> _PROBLEM TO WORK ON_:
Restate each line of the listing exactly, without carrying over any pictures.

[START]

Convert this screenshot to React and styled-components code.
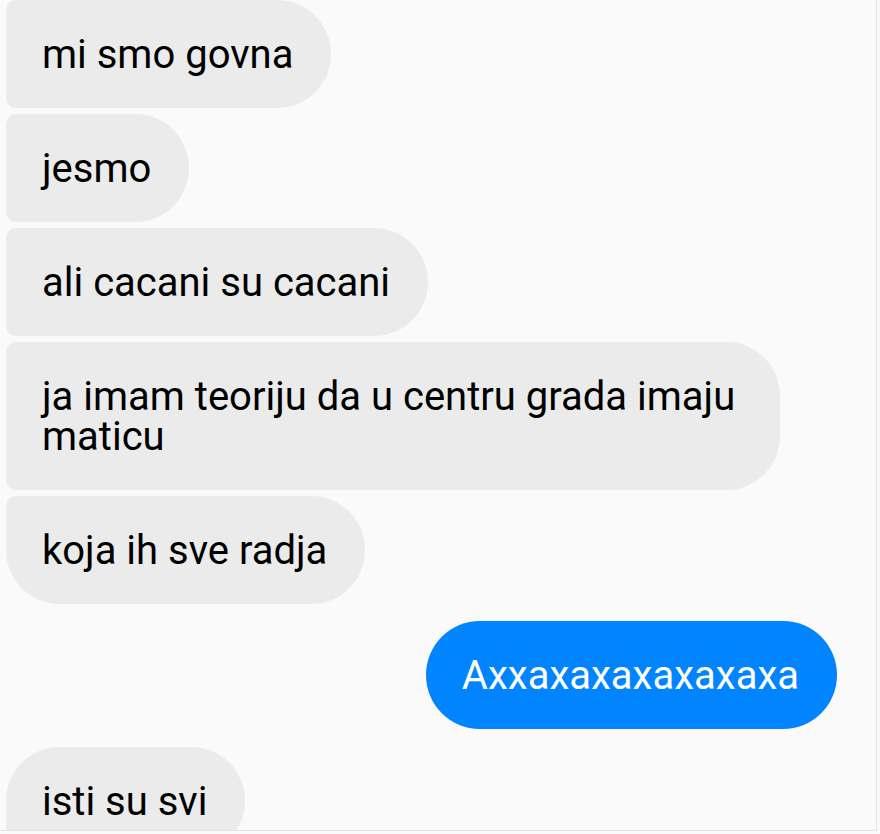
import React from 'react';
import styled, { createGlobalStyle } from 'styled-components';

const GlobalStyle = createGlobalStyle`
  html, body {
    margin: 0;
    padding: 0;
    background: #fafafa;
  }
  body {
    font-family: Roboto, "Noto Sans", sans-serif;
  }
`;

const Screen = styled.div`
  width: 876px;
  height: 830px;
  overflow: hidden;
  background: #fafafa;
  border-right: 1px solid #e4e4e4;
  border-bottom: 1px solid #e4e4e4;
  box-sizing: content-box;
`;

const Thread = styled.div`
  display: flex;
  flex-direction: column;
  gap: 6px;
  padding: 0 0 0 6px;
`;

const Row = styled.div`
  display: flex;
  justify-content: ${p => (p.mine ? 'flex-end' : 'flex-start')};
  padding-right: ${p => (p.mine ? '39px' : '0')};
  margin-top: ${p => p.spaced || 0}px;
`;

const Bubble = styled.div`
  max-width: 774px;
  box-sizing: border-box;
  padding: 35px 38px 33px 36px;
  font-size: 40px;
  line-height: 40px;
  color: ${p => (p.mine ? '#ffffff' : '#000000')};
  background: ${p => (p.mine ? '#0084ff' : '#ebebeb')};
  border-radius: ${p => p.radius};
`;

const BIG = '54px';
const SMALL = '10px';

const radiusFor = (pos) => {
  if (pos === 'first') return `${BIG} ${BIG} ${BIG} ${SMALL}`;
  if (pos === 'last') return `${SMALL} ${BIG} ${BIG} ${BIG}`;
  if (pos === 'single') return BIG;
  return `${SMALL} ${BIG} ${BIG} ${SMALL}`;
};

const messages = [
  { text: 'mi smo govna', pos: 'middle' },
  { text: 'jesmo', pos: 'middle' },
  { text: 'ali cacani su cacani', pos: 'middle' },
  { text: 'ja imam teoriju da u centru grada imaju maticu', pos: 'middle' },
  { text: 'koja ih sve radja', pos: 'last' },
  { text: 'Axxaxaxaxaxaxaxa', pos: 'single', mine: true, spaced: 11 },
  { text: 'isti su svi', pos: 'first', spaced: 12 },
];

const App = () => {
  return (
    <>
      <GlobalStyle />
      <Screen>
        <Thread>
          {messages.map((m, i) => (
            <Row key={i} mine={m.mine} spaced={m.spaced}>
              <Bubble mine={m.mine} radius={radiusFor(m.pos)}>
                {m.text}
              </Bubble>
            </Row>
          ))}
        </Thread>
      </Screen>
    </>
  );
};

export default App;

[END]

> _SOLUTION FOR THIS EXERCISE_:
Convert this screenshot to React and styled-components code.
import React from 'react';
import styled, { createGlobalStyle } from 'styled-components';

const GlobalStyle = createGlobalStyle`
  html, body {
    margin: 0;
    padding: 0;
    background: #fafafa;
  }
  body {
    font-family: Roboto, "Noto Sans", sans-serif;
  }
`;

const Screen = styled.div`
  width: 876px;
  height: 830px;
  overflow: hidden;
  background: #fafafa;
  border-right: 1px solid #e4e4e4;
  border-bottom: 1px solid #e4e4e4;
  box-sizing: content-box;
`;

const Thread = styled.div`
  display: flex;
  flex-direction: column;
  gap: 6px;
  padding: 0 0 0 6px;
`;

const Row = styled.div`
  display: flex;
  justify-content: ${p => (p.mine ? 'flex-end' : 'flex-start')};
  padding-right: ${p => (p.mine ? '39px' : '0')};
  margin-top: ${p => p.spaced || 0}px;
`;

const Bubble = styled.div`
  max-width: 774px;
  box-sizing: border-box;
  padding: 35px 38px 33px 36px;
  font-size: 40px;
  line-height: 40px;
  color: ${p => (p.mine ? '#ffffff' : '#000000')};
  background: ${p => (p.mine ? '#0084ff' : '#ebebeb')};
  border-radius: ${p => p.radius};
`;

const BIG = '54px';
const SMALL = '10px';

const radiusFor = (pos) => {
  if (pos === 'first') return `${BIG} ${BIG} ${BIG} ${SMALL}`;
  if (pos === 'last') return `${SMALL} ${BIG} ${BIG} ${BIG}`;
  if (pos === 'single') return BIG;
  return `${SMALL} ${BIG} ${BIG} ${SMALL}`;
};

const messages = [
  { text: 'mi smo govna', pos: 'middle' },
  { text: 'jesmo', pos: 'middle' },
  { text: 'ali cacani su cacani', pos: 'middle' },
  { text: 'ja imam teoriju da u centru grada imaju maticu', pos: 'middle' },
  { text: 'koja ih sve radja', pos: 'last' },
  { text: 'Axxaxaxaxaxaxaxa', pos: 'single', mine: true, spaced: 11 },
  { text: 'isti su svi', pos: 'first', spaced: 12 },
];

const App = () => {
  return (
    <>
      <GlobalStyle />
      <Screen>
        <Thread>
          {messages.map((m, i) => (
            <Row key={i} mine={m.mine} spaced={m.spaced}>
              <Bubble mine={m.mine} radius={radiusFor(m.pos)}>
                {m.text}
              </Bubble>
            </Row>
          ))}
        </Thread>
      </Screen>
    </>
  );
};

export default App;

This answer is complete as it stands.